In an effort to better organize her life, Abby Demiano, junior allied health major, said she will be working on prioritizing the academic, social and spiritual demands she faces daily. In an effort to grow more in her personal faith, Demiano said she has made a conscious decision to appreciate the true beauty in her life rather than becoming overwhelmed by academic demands.

“I just want to be the best I can and keep growing on a level that is unwavering,” Demiano said. “Your faith isn’t graded. There is no grade scale.”

Demiano said she has found running in the mornings can be a tool to relieve stress and serve as a calming start to her day. Instead of listening to music, she said she recently began to reflect and pray during her run.

“It breaks up my day — gets me in a better mood,” Demiano said. “It clears my mind. Just like in my faith, with running there is no grade scale. You just go out there and go as far as you can.”

Kelsey Routh, junior allied health major, said she wants to change her outlook on life entirely this semester by improving relationships with her family and friends.

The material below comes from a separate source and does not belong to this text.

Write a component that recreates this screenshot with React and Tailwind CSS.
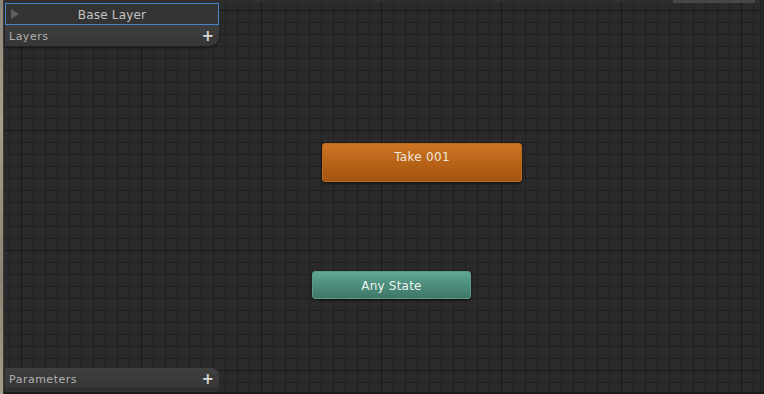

Routh said her college experience has allowed her to realize the “precious” moments that occur in life.

“A lot of times we as college students get caught up and worry about our academic accomplishments,” Routh said. “We get so caught up in scholastics, how many clubs we are in, who’s got the better summer internship — we forget about more important things. If you ever fail scholastically, your family and friends are going to be there for you no matter what.”